Understanding Set Representations¶

Probability distributions over sets¶

Consider a set of random variables over a countable space $\Omega$: $$ \{X_{j}\}_{j=1}^n,\qquad X_j \in \Omega $$

Joint probability distributions are only defined over ordered sequences (vectors). That is, the joint probability $P$ is defined as $$ P: \Omega^n \to [0,1] $$

Q: How should we define their joint probability distribution as a set?

Definition: The probability distribution $P$ must be such that $$ P(X_1,\ldots,X_n) = P(X_{\pi_1},\ldots,X_{\pi_n}), $$ for any permutation $\pi$ of $\{1,\ldots,n\}$.
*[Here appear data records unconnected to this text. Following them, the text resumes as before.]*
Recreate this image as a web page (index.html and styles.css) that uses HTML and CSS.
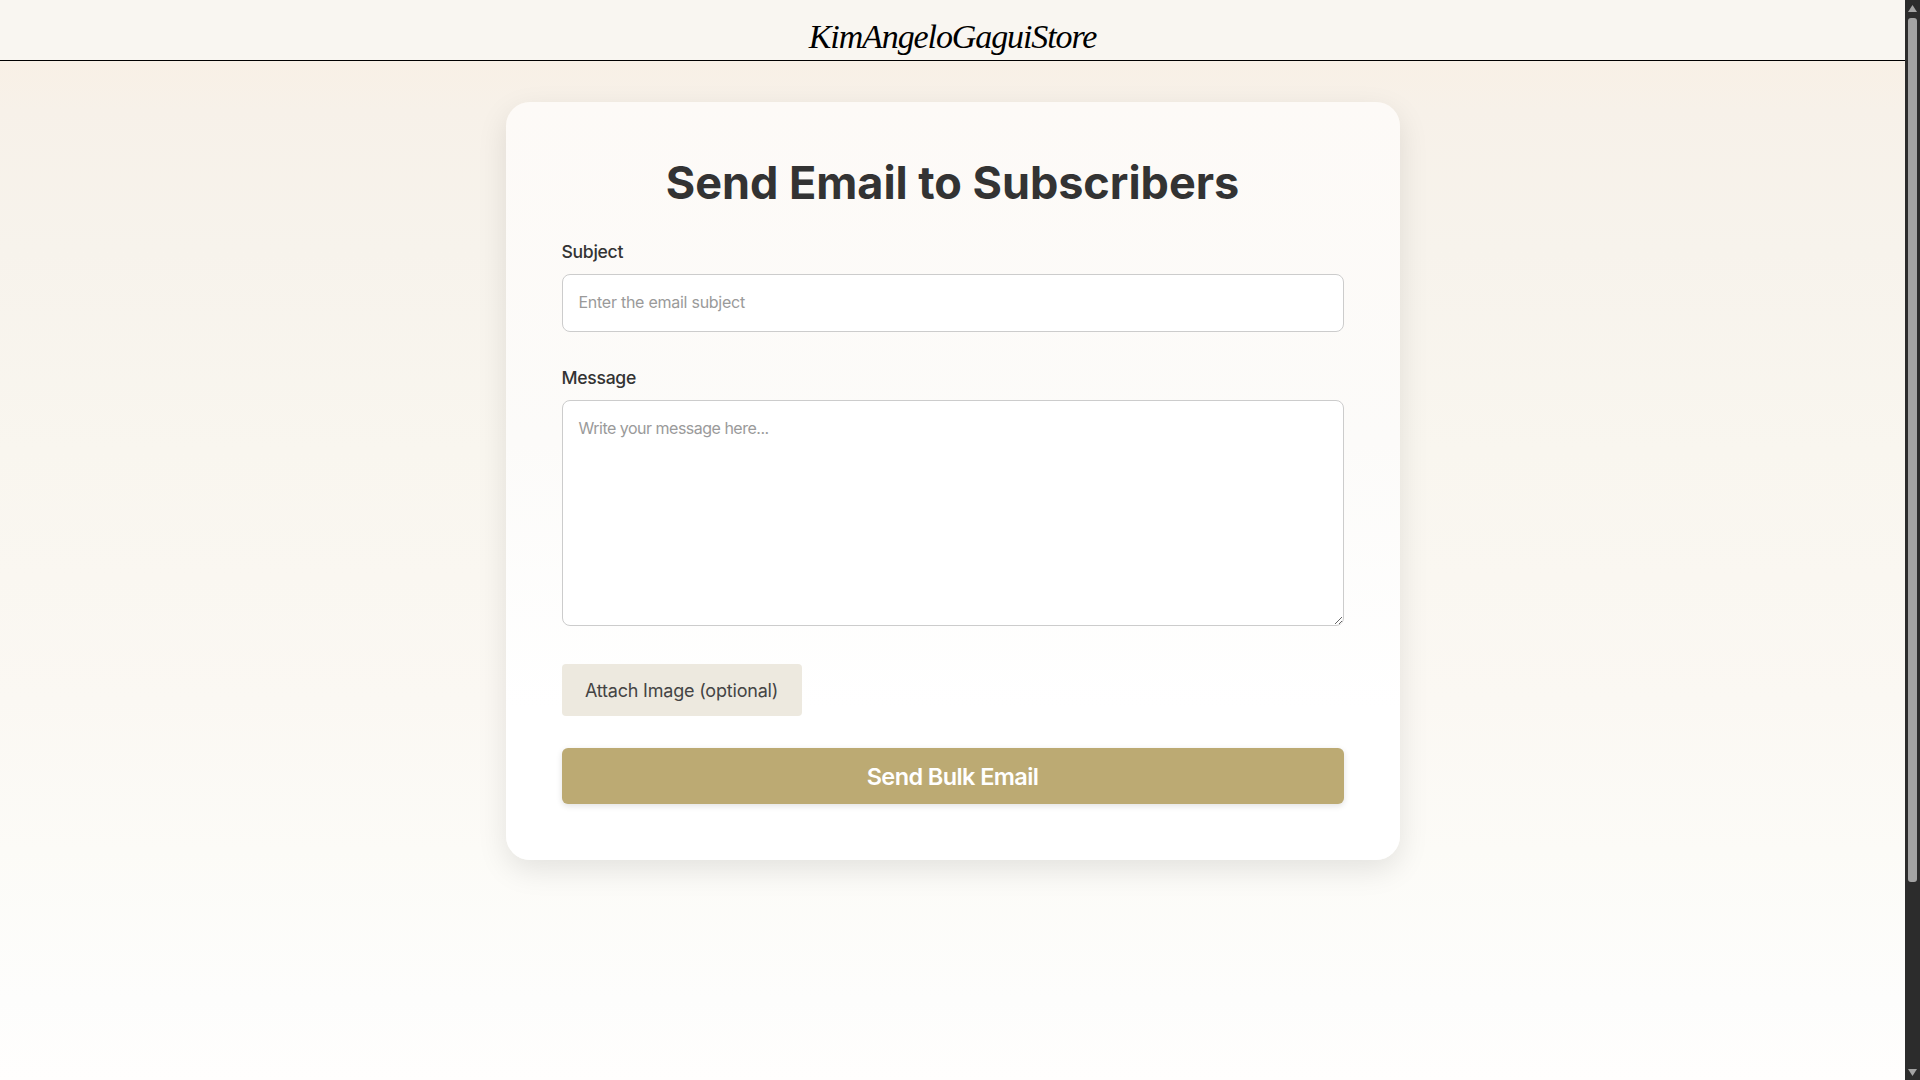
FILE: index.html
```html
<!DOCTYPE html>
<html lang="en">
<head>
<meta charset="utf-8">
<title>Send Email to Subscribers</title>
<link rel="stylesheet" href="styles.css">
</head>
<body>
<div class="window">
  <div class="page">
    <header class="topbar"><span class="brand">KimAngeloGaguiStore</span></header>
    <main class="content">
      <form class="card">
        <h1 class="title">Send Email to Subscribers</h1>
        <label class="label" for="subject">Subject</label>
        <input class="field field-input" id="subject" type="text" placeholder="Enter the email subject">
        <label class="label" for="message">Message</label>
        <textarea class="field field-area" id="message" placeholder="Write your message here..."></textarea>
        <button class="attach" type="button">Attach Image (optional)</button>
        <button class="send" type="button">Send Bulk Email</button>
      </form>
    </main>
  </div>
  <div class="scrollbar">
    <svg class="arrow" viewBox="0 0 15 17" aria-hidden="true"><path d="M7.5 5 L12 12 L3 12 Z"/></svg>
    <div class="track"><div class="thumb"></div></div>
    <svg class="arrow" viewBox="0 0 15 17" aria-hidden="true"><path d="M3 6 L12 6 L7.5 13 Z"/></svg>
  </div>
</div>
</body>
</html>
```
FILE: styles.css
```css
* { box-sizing: border-box; }
html, body { margin: 0; height: 100%; overflow: hidden; }
body { font-family: "Inter", "Open Sans", sans-serif; color: #333; }
.window { display: flex; height: 1080px; }
.page {
  flex: 1;
  min-width: 0;
  background: linear-gradient(to bottom,
    #f8f0e6 61px, #f7f1e9 110px, #f7f3ec 250px,
    #f9f6ef 450px, #fbf8f3 700px, #fcfbf7 850px, #fdfdfc 1000px, #fffefd 1080px);
}
.topbar {
  height: 61px;
  background: #f9f6f1;
  border-bottom: 1px solid #000;
  display: flex;
  justify-content: center;
  align-items: center;
}
.brand {
  font-family: "Liberation Serif", serif;
  font-style: italic;
  font-size: 34px;
  color: #000;
  padding-top: 14px;
  letter-spacing: -1.1px;
}
.content { display: flex; justify-content: center; padding-top: 41px; }
.card {
  width: 894px;
  height: 758px;
  padding: 56px;
  background: linear-gradient(to bottom, #fdfaf7, #fcfbf9 45%, #ffffff 80%);
  border-radius: 24px;
  box-shadow: 0 10px 30px rgba(0, 0, 0, 0.1);
  display: flex;
  flex-direction: column;
  align-items: flex-start;
}
.title {
  margin: 0 0 34px;
  width: 100%;
  text-align: center;
  font-size: 45px;
  line-height: 50px;
  font-weight: 700;
  letter-spacing: -0.04px;
  color: #333;
}
.label {
  font-size: 17.6px;
  line-height: 20px;
  font-weight: 500;
  letter-spacing: -0.3px;
  margin-bottom: 12px;
  color: #333;
}
.field {
  display: block;
  width: 100%;
  padding: 16px;
  border: 1px solid #ccc;
  border-radius: 8px;
  background: #fff;
  font-family: inherit;
  font-size: 16px;
  color: #333;
}
.field::placeholder { color: #9a9a9a; opacity: 1; }
.field-input { height: 58px; margin-bottom: 36px; padding: 15px 16px 17px; letter-spacing: -0.26px; }
.field-area { height: 226px; margin-bottom: 38px; resize: vertical; padding-top: 17px; letter-spacing: -0.5px; }
.attach {
  height: 52px;
  width: 240px;
  border: 0;
  border-radius: 4px;
  background: #ede9df;
  font-family: inherit;
  font-size: 18px;
  letter-spacing: -0.2px;
  color: #444;
  margin-bottom: 32px;
  padding: 0;
}
.send {
  width: 100%;
  height: 56px;
  border: 0;
  border-radius: 6px;
  background: #bcaa73;
  color: #fff;
  font-family: inherit;
  font-size: 23.5px;
  letter-spacing: -0.6px;
  font-weight: 600;
  padding: 0;
  box-shadow: 0 2px 6px rgba(0, 0, 0, 0.12);
}
.scrollbar {
  width: 15px;
  background: #2c2c2c;
  display: flex;
  flex-direction: column;
}
.arrow { display: block; width: 15px; height: 17px; fill: #a3a3a3; flex: none; }
.track { flex: 1; }
.thumb { width: 9px; height: 864px; margin: 1px 3px 0; background: #a3a3a3; border-radius: 3px; }
```
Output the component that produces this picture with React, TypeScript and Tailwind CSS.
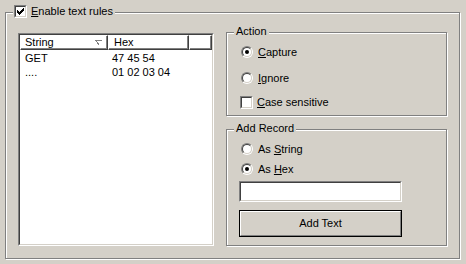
import React from 'react';

const FACE = 'bg-[#d4d0c8]';

const Sunken: React.FC<{ className?: string; children?: React.ReactNode }> = ({ className = '', children }) => (
  <div className={`border border-t-[#808080] border-l-[#808080] border-r-white border-b-white ${className}`}>
    <div className="h-full w-full border border-t-[#404040] border-l-[#404040] border-r-[#d4d0c8] border-b-[#d4d0c8] bg-white">
      {children}
    </div>
  </div>
);

const CheckBox: React.FC<{ checked?: boolean }> = ({ checked }) => (
  <Sunken className="w-[13px] h-[13px] shrink-0">
    {checked && (
      <svg width="7" height="7" viewBox="0 0 7 7" className="ml-[1px] mt-[1px]" shapeRendering="crispEdges">
        <path d="M6 0h1v1H6zM5 1h2v1H5zM0 2h1v1H0zM4 2h3v1H4zM0 3h2v1H0zM3 3h3v1H3zM0 4h5v1H0zM1 5h3v1H1zM2 6h1v1H2z" fill="#000" />
      </svg>
    )}
  </Sunken>
);

const Radio: React.FC<{ checked?: boolean }> = ({ checked }) => (
  <div className="w-[12px] h-[12px] shrink-0 rounded-full border border-t-[#808080] border-l-[#808080] border-r-white border-b-white">
    <div className="h-full w-full rounded-full border border-t-[#404040] border-l-[#404040] border-r-[#d4d0c8] border-b-[#d4d0c8] bg-white flex items-center justify-center">
      {checked && <div className="w-[4px] h-[4px] rounded-full bg-black" />}
    </div>
  </div>
);

const Group: React.FC<{ title: React.ReactNode; className?: string; children?: React.ReactNode }> = ({ title, className = '', children }) => (
  <div className={`relative border border-[#808080] shadow-[1px_1px_0_#fff,inset_1px_1px_0_#fff] ${className}`}>
    <span className={`absolute left-[7px] top-[-8px] px-[2px] leading-[13px] ${FACE}`}>{title}</span>
    {children}
  </div>
);

const HeaderCell: React.FC<{ className?: string; children?: React.ReactNode }> = ({ className = '', children }) => (
  <div className={`h-full border border-t-white border-l-white border-r-[#404040] border-b-[#404040] shadow-[inset_-1px_-1px_0_#808080] flex items-center ${className}`}>
    {children}
  </div>
);

const rows = [
  { s: 'GET', h: '47 45 54' },
  { s: '....', h: '01 02 03 04' },
];

export default function App() {
  return (
    <div className={`w-[466px] h-[264px] overflow-hidden ${FACE} text-black text-[11px] font-['Tahoma','Liberation_Sans',sans-serif] pt-[12px] pl-[5px]`}>
      <div className="relative w-[455px] h-[247px] border border-[#808080] shadow-[1px_1px_0_#fff,inset_1px_1px_0_#fff]">
        <div className={`absolute left-[7px] top-[-8px] pl-[1px] pr-[2px] flex items-center gap-[4px] ${FACE}`}>
          <CheckBox checked />
          <span className="leading-[13px]">
            <u>E</u>nable text rules
          </span>
        </div>

        <div className="flex items-start pl-[12px] pt-[20px]">
          <Sunken className="w-[196px] h-[213px]">
            <div className="flex h-[15px]">
              <HeaderCell className="w-[88px] pl-[4px] pr-[4px] justify-between">
                <span>String</span>
                <svg width="8" height="5" viewBox="0 0 8 5" shapeRendering="crispEdges">
                  <path d="M0.5 0.5H7.5" stroke="#808080" />
                  <path d="M0.5 0.5L4 4.5" stroke="#808080" />
                  <path d="M7.5 0.5L4 4.5" stroke="#fff" />
                </svg>
              </HeaderCell>
              <HeaderCell className="w-[81px] pl-[5px]">
                <span>Hex</span>
              </HeaderCell>
              <HeaderCell className="flex-1" />
            </div>
            <div className="pt-[1px]">
              {rows.map((r) => (
                <div key={r.h} className="flex h-[14px] items-center">
                  <span className="w-[88px] pl-[5px]">{r.s}</span>
                  <span className="pl-[4px]">{r.h}</span>
                </div>
              ))}
            </div>
          </Sunken>

          <div className="ml-[12px] mt-[-1px] flex flex-col">
            <Group title="Action" className="w-[221px] h-[84px]">
              <div className="flex flex-col pl-[13px] pt-[11px]">
                <div className="flex h-[16px] items-center gap-[5px] pl-[1px]">
                  <Radio checked />
                  <span><u>C</u>apture</span>
                </div>
                <div className="mt-[10px] flex h-[16px] items-center gap-[5px] pl-[1px]">
                  <Radio />
                  <span><u>I</u>gnore</span>
                </div>
                <div className="mt-[8px] flex h-[16px] items-center gap-[4px]">
                  <CheckBox />
                  <span><u>C</u>ase sensitive</span>
                </div>
              </div>
            </Group>

            <Group title="Add Record" className="mt-[13px] w-[221px] h-[117px]">
              <div className="flex flex-col pl-[12px] pt-[11px]">
                <div className="flex h-[16px] items-center gap-[5px] pl-[2px]">
                  <Radio />
                  <span>As <u>S</u>tring</span>
                </div>
                <div className="mt-[4px] flex h-[16px] items-center gap-[5px] pl-[2px]">
                  <Radio checked />
                  <span>As <u>H</u>ex</span>
                </div>
                <Sunken className="mt-[4px] w-[163px] h-[21px]" />
                <button className="mt-[8px] w-[163px] h-[27px] border border-black p-0">
                  <div className="h-full w-full border border-t-white border-l-white border-r-[#808080] border-b-[#808080] flex items-center justify-center">
                    Add Text
                  </div>
                </button>
              </div>
            </Group>
          </div>
        </div>
      </div>
    </div>
  );
}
The property of a probability distribution $P$ to be invariant under permutations is also known as exchangeability, since exchanging the random variables $X_{\pi_1},\ldots,X_{\pi_n}$ does not change their joint probability distribution.

Applications¶

  • Vision (CNNs, etc.)
  • Online shopping (to describe probabilities over shopping baskets)
  • Self-driving cars (LIDAR point clouds, Tesla point cloud representations)
  • Anomaly detection
  • Predict our behavior from our set of friends, set of objects, set of products, set of preferences
  • ...

Set Representations¶

The noise transfer theorem (noise outsourcing) allows us to decompose $P(X_1,\ldots,X_n)$ as a

  • A set representation $\Gamma(x_1,\ldots,x_n)$, which has the property that $\forall \pi \in \mathbb{S}_n$, $$\Gamma(x_1,\ldots,x_n) = \Gamma(x_{\pi_1},\ldots,x_{\pi_n})$$

  • And a deterministic function $\alpha:\Omega^n \to [0,1]$

$$ P(X_1,\ldots,X_n) = \alpha(\Gamma(X_1,\ldots,X_n)) $$

Infinite Exchangeability¶

Assume we have an infinite sequence of exchangeable variables. Then:

De Finetti's theorem: The probability distribution of any infinite sequence of $\{0, 1\}$-valued exchangeable random variables can be described as a mixture of conditionally independent distributions: $$ P(X_1,X_2,\ldots) = \int_\theta \prod_{i=1}^\infty P(X_i| \theta) d\!P(\theta). $$

This is the inspiration for a lot of Bayesian models: e.g., Latent Dirichlet Allocation.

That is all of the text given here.